Let it be known that forgiving now does not mean tolerating or being complacent. You wouldn’t tolerate future repetition and stay true to your words. Be prepared not only to set boundaries but also to enforce them.
5. Forgiveness is not silence: Do not let anyone tell you that the reason you’re still talking about it is because you’re hung up on it, and it still hurts you. Your anger is legitimate. And yes, you are free to talk from a place of hurt or healing. You don’t need to explain to people that you have healed. It’s your story to tell, and you’re right to tell it when it feels comfortable for you.
6. You can reject an insincere apology and demand a better one.
7. You can forgive and still walk away. You can forgive and still seek compensation for the harm done. You can forgive and still hold someone accountable. Forgiveness does not mean short-changing yourself and making decisions against your interests.
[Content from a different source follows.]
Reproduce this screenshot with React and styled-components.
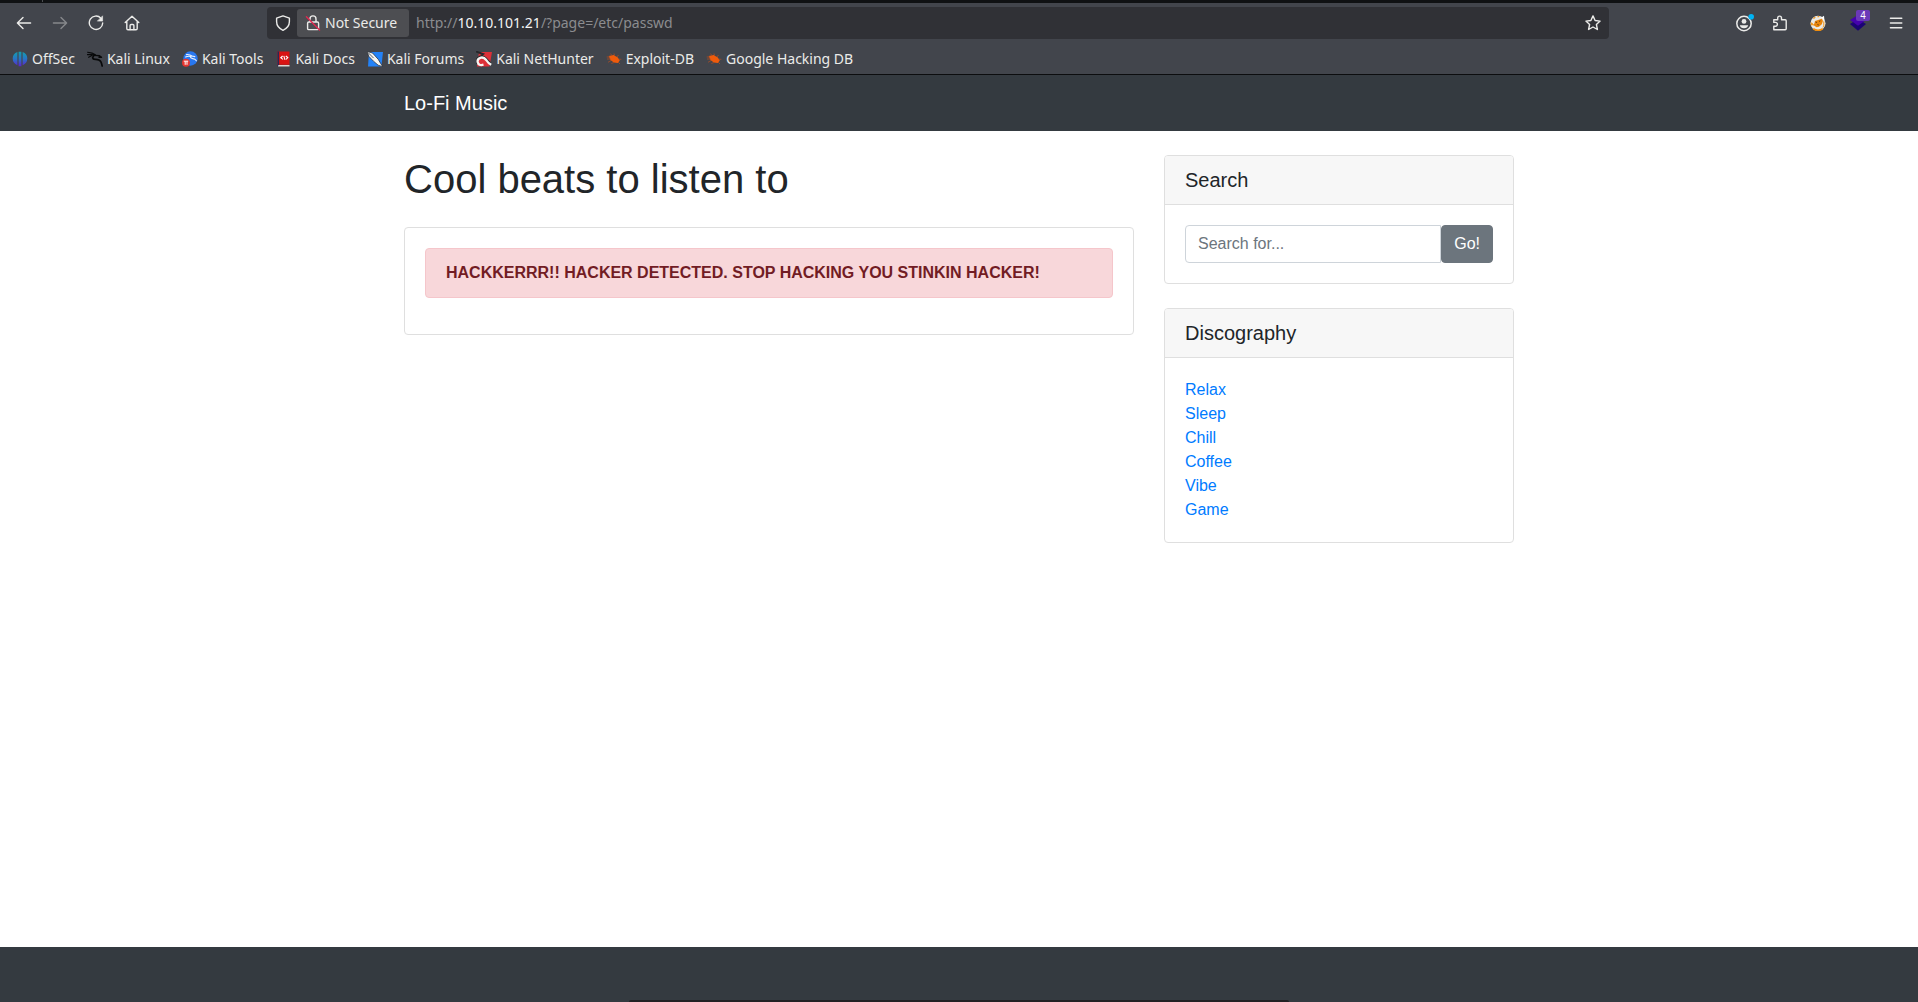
import React from 'react';
import styled, { createGlobalStyle } from 'styled-components';

const GlobalStyle = createGlobalStyle`
  *, *::before, *::after { box-sizing: border-box; }
  body {
    margin: 0;
    background: #fff;
    color: #212529;
    font: 400 16px/24px "Liberation Sans", Arial, sans-serif;
  }
`;

/* ---------- browser frame ---------- */

const Window = styled.div`
  position: relative;
  display: flex;
  flex-direction: column;
  min-height: 100vh;
`;

const Chrome = styled.header`
  background: #42454c;
  border-bottom: 1px solid #0c0d0f;
  color: #ebebe9;
  font-family: "Noto Sans", sans-serif;
  font-size: 14px;
  line-height: 20px;
`;

const TabStrip = styled.div`
  display: flex;
  height: 3px;
  padding-left: 42px;
  background: #0f1113;
`;

const TabSeparator = styled.span`
  width: 1px;
  height: 2px;
  background: #4b4d50;
`;

const Toolbar = styled.div`
  display: flex;
  align-items: center;
  height: 40px;
  padding: 0 4px 0 6px;
`;

const ToolButton = styled.button`
  position: relative;
  display: flex;
  align-items: center;
  justify-content: center;
  flex: none;
  width: ${(p) => (p.$wide ? 40 : 36)}px;
  height: 32px;
  padding: 0;
  border: 0;
  background: none;
  color: inherit;
  opacity: ${(p) => (p.disabled ? 0.4 : 1)};
`;

const Badge = styled.span`
  position: absolute;
  top: 3px;
  right: 8px;
  width: 14px;
  height: 11px;
  border-radius: 2px;
  background: #6b39b8;
  color: #fff;
  font-size: 10px;
  line-height: 11px;
`;

const AddressBar = styled.div`
  display: flex;
  align-items: center;
  flex: 1;
  min-width: 0;
  height: 32px;
  margin: 0 117px;
  padding: 0 2px;
  border-radius: 4px;
  background: #303136;
`;

const AddressButton = styled.button`
  display: flex;
  align-items: center;
  justify-content: center;
  flex: none;
  width: 28px;
  height: 28px;
  padding: 0;
  border: 0;
  background: none;
  color: inherit;
`;

const SecurityChip = styled.button`
  display: flex;
  align-items: center;
  gap: 4px;
  flex: none;
  width: 112px;
  height: 28px;
  padding: 0 0 0 8px;
  border: 0;
  border-radius: 3px;
  background: #4d4e52;
  color: inherit;
  font: inherit;
  white-space: nowrap;
`;

const Address = styled.div`
  flex: 1;
  min-width: 0;
  padding-left: 7px;
  color: #8b8c8f;
  white-space: nowrap;
  outline: 0;
`;

const Host = styled.span`
  color: #f4f4f4;
`;

const Bookmarks = styled.nav`
  display: flex;
  align-items: center;
  gap: 12px;
  height: 31px;
  padding: 0 12px;
`;

const Bookmark = styled.a`
  display: flex;
  align-items: center;
  gap: 4px;
  color: inherit;
  text-decoration: none;
  white-space: nowrap;
`;

/* ---------- web page ---------- */

const Container = styled.div`
  width: 100%;
  max-width: 1140px;
  margin: 0 auto;
  padding: 0 15px;
`;

const SiteBar = styled.nav`
  padding: 8px 0;
  background: #343a40;
`;

const Brand = styled.a`
  display: inline-block;
  padding: 5px 0;
  color: #fff;
  font-size: 20px;
  line-height: 30px;
  text-decoration: none;
  vertical-align: top;
`;

const Columns = styled(Container)`
  display: grid;
  grid-template-columns: minmax(0, 73fr) minmax(0, 35fr);
  gap: 30px;
  flex: 1;
  align-items: start;
`;

const PageTitle = styled.h1`
  margin: 24px 0;
  font-size: 40px;
  font-weight: 400;
  line-height: 48px;
`;

const Sidebar = styled.aside`
  display: grid;
  gap: 24px;
  padding: 24px 0;
`;

const Card = styled.section`
  border: 1px solid #dfdfdf;
  border-radius: 4px;
  background: #fff;
`;

const CardHeader = styled.h5`
  margin: 0;
  padding: 12px 20px;
  border-bottom: 1px solid #dfdfdf;
  border-radius: 3px 3px 0 0;
  background: #f7f7f7;
  font-size: 20px;
  font-weight: 400;
  line-height: 24px;
`;

const CardBody = styled.div`
  padding: 20px;
`;

const Alert = styled.div`
  margin-bottom: 16px;
  padding: 12px 20px;
  border: 1px solid #f5c6cb;
  border-radius: 4px;
  background: #f8d7da;
  color: #721c24;
  font-weight: 700;
`;

const SearchForm = styled.form`
  display: flex;
`;

const SearchInput = styled.input`
  flex: 1;
  min-width: 0;
  height: 38px;
  padding: 6px 12px;
  border: 1px solid #ced4da;
  border-radius: 4px 0 0 4px;
  background: #fff;
  color: #495057;
  font: inherit;

  &::placeholder { color: #6c757d; opacity: 1; }
`;

const SearchButton = styled.button`
  height: 38px;
  margin: 0;
  padding: 6px 12px;
  border: 1px solid #6c757d;
  border-radius: 4px;
  background: #6c757d;
  color: #fff;
  font: inherit;
`;

const LinkList = styled.ul`
  margin: 0;
  padding: 0;
  list-style: none;
`;

const TextLink = styled.a`
  color: #007bff;
  text-decoration: none;
`;

const Footer = styled.footer`
  height: 55px;
  background: #343a40;
`;

const DockEdge = styled.div`
  position: absolute;
  bottom: 0;
  left: 50%;
  width: 660px;
  height: 2px;
  border-radius: 4px 4px 0 0;
  background: #222124;
  transform: translateX(-50%);
`;

/* ---------- icons ---------- */

const Line = ({ children }) => (
  <svg width="16" height="16" viewBox="0 0 16 16" fill="none" stroke="currentColor"
    strokeWidth="1.4" strokeLinecap="round" strokeLinejoin="round" aria-hidden="true">
    {children}
  </svg>
);

const Picture = ({ children }) => (
  <svg width="16" height="16" viewBox="0 0 16 16" aria-hidden="true">{children}</svg>
);

const BackIcon = () => <Line><path d="M14.6 8H1.6M7 2.4 1.4 8 7 13.6" /></Line>;
const ForwardIcon = () => <Line><path d="M1.4 8h13M9 2.4 14.6 8 9 13.6" /></Line>;
const ReloadIcon = () => (
  <Line>
    <path d="M12.9 3.2A6.7 6.7 0 1 0 14.7 8" />
    <path d="M14.6 1.2v4.9H9.7z" fill="currentColor" strokeWidth=".6" />
  </Line>
);
const HomeIcon = () => (
  <Line>
    <path d="M1.2 7.6 8 1.2l6.8 6.4M2.8 6.4v7.2q0 1.2 1.2 1.2h8q1.2 0 1.2-1.2V6.4" />
    <path d="M6.1 14.6v-4q0-1.1 1-1.1h1.8q1 0 1 1.1v4" />
  </Line>
);
const ShieldIcon = () => (
  <Line><path d="M8 .9 14.4 3.2v3.4c0 4-2.4 7-6.4 8.7-4-1.7-6.4-4.7-6.4-8.7V3.2z" /></Line>
);
const LockIcon = () => (
  <Line>
    <path d="M5 7V3.9a3 3 0 0 1 6 0V7M3.8 7h8.6q1.2 0 1.2 1.2v5.2q0 1.2-1.2 1.2H3.8q-1.2 0-1.2-1.2V8.2Q2.6 7 3.8 7z" />
    <path d="M1.4 1.8 14.6 15" stroke="#e22850" />
  </Line>
);
const StarIcon = () => (
  <Line>
    <path d="m8 .9 2.1 4.6 5 .6-3.7 3.4 1 5L8 12l-4.4 2.5 1-5L.9 6.1l5-.6z" />
  </Line>
);
const AccountIcon = () => (
  <svg width="20" height="18" viewBox="0 0 20 18" aria-hidden="true">
    <circle cx="10" cy="9.5" r="7.2" fill="none" stroke="currentColor" strokeWidth="1.5" />
    <circle cx="10" cy="7.4" r="2.4" fill="currentColor" />
    <path d="M5.8 11.2h8.4q-.6 3-4.2 3t-4.2-3z" fill="currentColor" />
    <circle cx="17.2" cy="2.8" r="2.8" fill="#00b3f4" />
  </svg>
);
const PuzzleIcon = () => (
  <Line>
    <path d="M1.8 14.8v-3.6h1.7a1.9 1.9 0 0 0 0-3.8H1.8V4.8h3.9V3a1.9 1.9 0 0 1 3.8 0v1.8h3.7q1 0 1 1v8q0 1-1 1z" />
  </Line>
);
const FoxIcon = () => (
  <Picture>
    <circle cx="8" cy="8.3" r="7.5" fill="#e9e9e6" />
    <path d="M3.2 13.8q4.800 3.200 9.600 0" fill="none" stroke="#f08c0c" strokeWidth="1.8" />
    <path d="M.7 7.2 2.6 8l1 2L1 10.4zM2.6 3.4l2-1.6 1.2.4-1.4 1.6zM7.600.9h2l-.8 1.300H7.400z" fill="#f29a22" />
    <path d="m5 6 4.600-1.600 2.600-1 .8 2.300-1.200 3.500-2.800 2.600-2.400.4L4 10.600l-1.200-.4L4.400 8.600z" fill="#e8850c" />
    <path d="M10.600 3 14 .8l.4 4-1.600.600-.4-2z" fill="#fff" />
    <path d="M13.800 6.400v5l-1.200.8" fill="none" stroke="#ef9418" />
    <path d="m5.600 7.200 1.400.2M9 6.400l1.400-.6M7.400 9.600l1.400.4" stroke="#5b3511" strokeWidth=".9" />
  </Picture>
);
const LayersIcon = () => (
  <Picture>
    <path d="m0 9 8-5 8 5-8 6.8z" fill="#1b0474" />
    <path d="m0 5 8-5 8 5-8 5.7z" fill="#4502ad" />
  </Picture>
);
const MenuIcon = () => <Line><path d="M2.4 3.2h11.4M2.4 8h11.4M2.4 12.8h11.4" /></Line>;

const OffSecIcon = () => (
  <Picture>
    <defs>
      <linearGradient id="offsec" x1="0" y1="0" x2="0" y2="1">
        <stop offset="0" stopColor="#129fae" />
        <stop offset=".5" stopColor="#2874c5" />
        <stop offset="1" stopColor="#5c22cf" />
      </linearGradient>
    </defs>
    <path d="M5.4 1v13.2Q.7 12 .7 7.4T5.4 1zM6.6.7h2.800v14.6H6.600zM10.600 1q4.700 1.800 4.700 6.400t-4.700 6.800z" fill="url(#offsec)" />
  </Picture>
);
const LinuxIcon = () => (
  <Picture>
    <g fill="none" stroke="#08090a" strokeLinecap="round" strokeLinejoin="round">
      <path d="M.6 1.2 5 2l3.4 1.8M.4 3.6 5 3.4l3 1.2M1.6 6.2 5 4.6" strokeWidth="1.1" />
      <path d="M7 4.2 5.6 6.6q.4 2 3.2 1.8 3.6 0 5 2.2 1 2 1.4 4.4" strokeWidth="1.7" />
      <path d="m8 4.4 4.5.4 2 1.6-2.5-.2" strokeWidth="1.4" />
    </g>
  </Picture>
);
const ToolsIcon = () => (
  <Picture>
    <circle cx="8.5" cy="7.5" r="7.2" fill="#2877f0" />
    <path d="M4.500 3.600q3-.4 6 1.600M3.600 6q2.600-1.400 5.400-.4M8.400 5.600q0 1.800 2.400 2 2.400.2 3.600 2.200M10 5l2.800.6" fill="none" stroke="#e9f1fc" strokeWidth="1.100" strokeLinecap="round" />
    <circle cx="4" cy="11.8" r="4" fill="#e5352f" />
    <path d="M1.8 10.2h4.4M3.2 10.4v3.4M5 10.4v3.4" stroke="#fff" strokeWidth="1" />
  </Picture>
);
const DocsIcon = () => (
  <Picture>
    <path d="M2.5.5h12v13.3h-12z" fill="#d91313" />
    <path d="M2.5.5h1.6v14.8H2.5z" fill="#272a55" />
    <path d="M3.4 14h11.100v1.600H3z" fill="#ded5d2" />
    <path d="M7.600 5 5.800 6.800 8 8.400M10.800 5l2 1.600L11 8.400M8.800 4.800l1.200 4" fill="none" stroke="#fff" strokeWidth="1.100" />
  </Picture>
);
const ForumsIcon = () => (
  <Picture>
    <path d="M2 1h14l-1.6 14.500H1z" fill="#2382f7" />
    <path d="M0 .5 5.500 2l5.800 6.400 2.300 4 2.200 3.300-4.600-1.500-4.700-4L2 5.500z" fill="#f5f5f2" stroke="#24272c" strokeWidth=".7" />
    <path d="m1 1.500 5.600 5.600" stroke="#303238" strokeWidth=".8" />
  </Picture>
);
const NetHunterIcon = () => (
  <Picture>
    <path d="M3 1h13l-2.500 14.500H1z" fill="#dd3038" />
    <path d="M0 .5 7 3 5 4.500M1.500 12.500q-2-3.500 1-6Q6 4 9.500 7l5.500 6" fill="none" stroke="#26272b" strokeWidth="2" />
    <path d="M7.500 13.700Q2.600 15 1.700 11.300.9 7.700 5 6.600q3-.6 5.200 2.400 2 3.200 5 4.800" fill="none" stroke="#f6f5f3" strokeWidth="2.300" />
  </Picture>
);
const BugIcon = () => (
  <Picture>
    <path d="M2.600 5 7.600 4l4.200 2.600 2 3-2 2.400-4-.4L4.400 9z" fill="#ef5b0c" />
    <path d="M4 6H.7M4.600 8H1M5 9.500l-3 1.800M8 11.500l-2.700 1M6 4.300 4.300 2.800M8.500 4.500 8 2.500M10.800 6l1.700-2M12.800 8.200l2.600.1M12 11l2 2" stroke="#a94d24" strokeWidth=".8" />
  </Picture>
);

const bookmarks = [
  ['OffSec', OffSecIcon],
  ['Kali Linux', LinuxIcon],
  ['Kali Tools', ToolsIcon],
  ['Kali Docs', DocsIcon],
  ['Kali Forums', ForumsIcon],
  ['Kali NetHunter', NetHunterIcon],
  ['Exploit-DB', BugIcon],
  ['Google Hacking DB', BugIcon],
];

const discography = ['Relax', 'Sleep', 'Chill', 'Coffee', 'Vibe', 'Game'];

function BrowserChrome() {
  return (
    <Chrome>
      <TabStrip><TabSeparator /></TabStrip>
      <Toolbar>
        <ToolButton aria-label="Back"><BackIcon /></ToolButton>
        <ToolButton aria-label="Forward" disabled><ForwardIcon /></ToolButton>
        <ToolButton aria-label="Reload"><ReloadIcon /></ToolButton>
        <ToolButton aria-label="Home"><HomeIcon /></ToolButton>
        <AddressBar>
          <AddressButton aria-label="Tracking protection"><ShieldIcon /></AddressButton>
          <SecurityChip><LockIcon />Not Secure</SecurityChip>
          <Address role="textbox" aria-label="Address" contentEditable suppressContentEditableWarning spellCheck={false}>
            http://<Host>10.10.101.21</Host>/?page=/etc/passwd
          </Address>
          <AddressButton aria-label="Bookmark this page"><StarIcon /></AddressButton>
        </AddressBar>
        <ToolButton aria-label="Account"><AccountIcon /></ToolButton>
        <ToolButton aria-label="Extensions"><PuzzleIcon /></ToolButton>
        <ToolButton $wide aria-label="FoxyProxy"><FoxIcon /></ToolButton>
        <ToolButton $wide aria-label="Wappalyzer"><LayersIcon /><Badge>4</Badge></ToolButton>
        <ToolButton aria-label="Menu"><MenuIcon /></ToolButton>
      </Toolbar>
      <Bookmarks aria-label="Bookmarks">
        {bookmarks.map(([name, Icon]) => (
          <Bookmark key={name} href="#"><Icon />{name}</Bookmark>
        ))}
      </Bookmarks>
    </Chrome>
  );
}

export default function App() {
  return (
    <Window>
      <GlobalStyle />
      <BrowserChrome />
      <SiteBar>
        <Container><Brand href="#">Lo-Fi Music</Brand></Container>
      </SiteBar>
      <Columns as="main">
        <div>
          <PageTitle>Cool beats to listen to</PageTitle>
          <Card>
            <CardBody>
              <Alert role="alert">HACKKERRR!! HACKER DETECTED. STOP HACKING YOU STINKIN HACKER!</Alert>
            </CardBody>
          </Card>
        </div>
        <Sidebar>
          <Card>
            <CardHeader>Search</CardHeader>
            <CardBody>
              <SearchForm onSubmit={(e) => e.preventDefault()}>
                <SearchInput type="text" placeholder="Search for..." aria-label="Search for" />
                <SearchButton type="submit">Go!</SearchButton>
              </SearchForm>
            </CardBody>
          </Card>
          <Card>
            <CardHeader>Discography</CardHeader>
            <CardBody>
              <LinkList>
                {discography.map((name) => (
                  <li key={name}><TextLink href="#">{name}</TextLink></li>
                ))}
              </LinkList>
            </CardBody>
          </Card>
        </Sidebar>
      </Columns>
      <Footer />
      <DockEdge />
    </Window>
  );
}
8. Do not let anyone police you: I have heard people say, “I am responsible for your action, and you are responsible for your reaction.”
This is a classic case of victim-blaming. Your reaction to harm is a NATURAL CONSEQUENCE of their actions. It’s like telling a child, “Look, I am responsible for beating you, but you are responsible for crying.”
If their actions naturally elicited the response, then they are responsible for both their actions and your natural reactions to the harm. Remember, do not share the blame with your abusers. They are 100% responsible for it.
CONCLUSIVELY
I want to say a big shout-out to all the contestants who walked out in solidarity with Fátima Bosch (Miss Mexico). Alone, we can only achieve this much. Together, we can accomplish that much. The possibilities are limitless if we stand in solidarity.
If they hadn’t stood in solidarity, Fatima would have been punished for disobedience. Still, because all the beautiful contestants decided to ‘get their hands soiled,’ they couldn’t single out Fatima and make a lesson out of her. Their collective action brought about a positive change that benefited not just Fatima but everyone. If one of us is in chains, none of us is free.